La question des eaux usées préoccupe d’autant plus la communauté scientifique que les systèmes d’égouts sont vulnérables aux inondations et aux tempêtes, dont l’intensité et la fréquence augmentent à cause du réchauffement climatique.
Gail Krantzberg explique que dans de nombreuses villes autour du lac Ontario, les eaux usées se mélangent avec l’eau de pluie dans une seule canalisation, avant d’être traitées puis rejetées dans l’environnement.
Conséquence, en cas de forte pluie, les égouts débordent et des millions de litres d’eau non traitée vont directement dans les cours d’eau et le lac.
« Ces débordements risquent d’arriver de plus en plus souvent et peuvent mettre en danger la population.

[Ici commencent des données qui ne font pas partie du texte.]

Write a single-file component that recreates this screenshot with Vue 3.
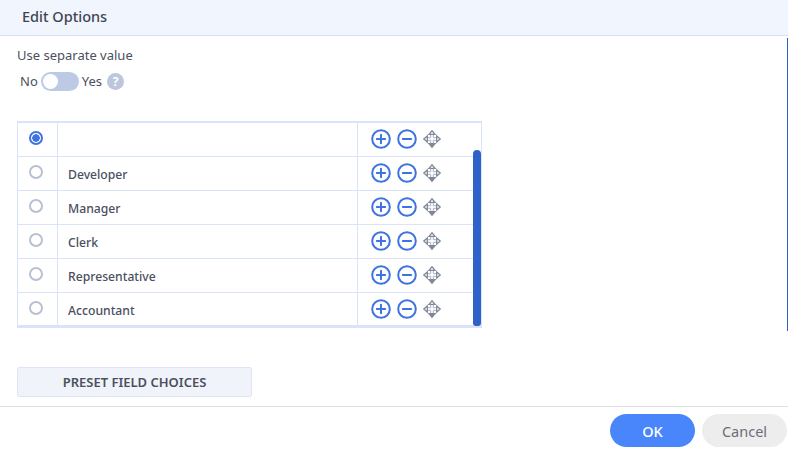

Des refoulements d’eaux usées peuvent causer des dommages aux habitations, et des bactéries peuvent contaminer l’eau potable », souligne Gail Krantzberg.
La pollution plastique inquiète également de plus en plus scientifiques et écologistes. On estime que 10 000 tonnes de déchets plastiques pénètrent dans les Grands Lacs chaque année.
Mer de plastique
« Le lac Ontario est le plus touché à cause de sa proximité avec de grands centres urbains. On y trouve principalement des microplastiques, d’une taille inférieure à 5 millimètres », précise Melissa De Young, directrice des politiques et des programmes à l’organisation environnementalePollution Probe.

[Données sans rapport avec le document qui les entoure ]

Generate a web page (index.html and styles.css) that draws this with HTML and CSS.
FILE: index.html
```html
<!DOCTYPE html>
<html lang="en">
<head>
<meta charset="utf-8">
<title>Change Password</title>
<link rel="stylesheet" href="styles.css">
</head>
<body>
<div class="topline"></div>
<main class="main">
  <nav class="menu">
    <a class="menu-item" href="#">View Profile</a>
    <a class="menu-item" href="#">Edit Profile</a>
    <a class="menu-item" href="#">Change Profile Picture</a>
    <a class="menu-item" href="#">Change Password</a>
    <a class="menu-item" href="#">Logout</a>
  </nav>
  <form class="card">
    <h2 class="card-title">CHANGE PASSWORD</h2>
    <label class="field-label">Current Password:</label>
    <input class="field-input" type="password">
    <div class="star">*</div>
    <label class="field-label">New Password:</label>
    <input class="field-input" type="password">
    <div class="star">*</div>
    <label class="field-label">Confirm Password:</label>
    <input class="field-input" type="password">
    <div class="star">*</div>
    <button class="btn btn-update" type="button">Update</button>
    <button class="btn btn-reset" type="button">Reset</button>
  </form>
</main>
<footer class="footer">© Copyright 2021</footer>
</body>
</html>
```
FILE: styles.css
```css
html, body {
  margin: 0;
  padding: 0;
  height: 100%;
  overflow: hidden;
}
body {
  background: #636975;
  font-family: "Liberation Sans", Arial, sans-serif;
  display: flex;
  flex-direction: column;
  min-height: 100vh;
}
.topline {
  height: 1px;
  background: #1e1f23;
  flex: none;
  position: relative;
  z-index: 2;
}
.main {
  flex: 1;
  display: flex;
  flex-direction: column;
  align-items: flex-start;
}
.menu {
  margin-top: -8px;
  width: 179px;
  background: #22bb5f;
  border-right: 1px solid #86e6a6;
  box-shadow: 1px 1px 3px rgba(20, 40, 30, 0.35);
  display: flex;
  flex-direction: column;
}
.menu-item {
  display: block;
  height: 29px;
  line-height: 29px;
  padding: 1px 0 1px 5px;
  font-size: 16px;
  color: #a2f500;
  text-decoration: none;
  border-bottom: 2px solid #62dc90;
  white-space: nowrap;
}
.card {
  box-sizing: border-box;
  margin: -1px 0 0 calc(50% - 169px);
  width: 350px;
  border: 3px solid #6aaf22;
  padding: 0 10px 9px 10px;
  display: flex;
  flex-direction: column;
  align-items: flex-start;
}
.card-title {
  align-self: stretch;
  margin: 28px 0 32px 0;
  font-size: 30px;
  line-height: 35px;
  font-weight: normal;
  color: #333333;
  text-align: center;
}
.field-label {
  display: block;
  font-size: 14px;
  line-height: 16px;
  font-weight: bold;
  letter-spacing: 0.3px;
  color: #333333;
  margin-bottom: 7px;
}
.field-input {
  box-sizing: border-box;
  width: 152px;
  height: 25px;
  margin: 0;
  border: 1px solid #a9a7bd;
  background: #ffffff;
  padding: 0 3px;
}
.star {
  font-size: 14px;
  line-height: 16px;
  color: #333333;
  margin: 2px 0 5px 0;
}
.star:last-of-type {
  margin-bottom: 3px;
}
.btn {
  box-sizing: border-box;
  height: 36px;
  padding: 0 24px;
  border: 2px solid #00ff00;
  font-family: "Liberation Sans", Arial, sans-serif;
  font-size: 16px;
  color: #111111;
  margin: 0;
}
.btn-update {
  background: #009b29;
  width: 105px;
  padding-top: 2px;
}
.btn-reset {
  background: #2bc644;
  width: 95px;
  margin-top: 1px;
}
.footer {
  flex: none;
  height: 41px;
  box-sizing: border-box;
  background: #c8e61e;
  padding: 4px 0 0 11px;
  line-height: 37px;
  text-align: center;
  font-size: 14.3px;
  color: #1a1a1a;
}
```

« Comme les microplastiques mettent très longtemps à se décomposer, leur concentration ne cesse d’augmenter. Les effets sont potentiellement désastreux. Il y a une limite à la pollution que l’écosystème peut absorber », ajoute Rochelle Byrne, directrice générale de l’association écologiste A Greener Future.
Alors que le lac Ontario est une source d’eau potable pour plus de 9 millions de personnes des deux côtés de la frontière, tous les acteurs interrogés insistent sur l’urgence de rétablir le lien entre les habitants et le lac.
« Dans le passé, on a concentré une grande partie des terrains industriels en bordure de lac, ce qui a physiquement déconnecté les communautés du bord de l’eau. Loin des yeux, loin du cœur », philosophe Gregary Ford, directeur des programmes relatifs à l’eau de l’organisation environnementale Swim, Drink, Fish.
« Les gens ne savent pas d’où vient l’eau du robinet et où part ce qu’ils versent dans leurs éviers et leurs douches. Il faut attendre une crise pour qu’ils commencent à s’y intéresser », concède Paul Sibley.
Rochelle Byrne abonde dans le même sens : « Une grande partie de la pollution reste sous l’eau, loin des regards ».
Elle se veut cependant optimiste. « Une lente prise de conscience émerge », avance la militante.
L’association Swim, Drink, Fish y travaille en créant de nouveaux lieux de baignade, ou en mettant sur pied des centres communautaires de surveillance de la qualité de l’eau.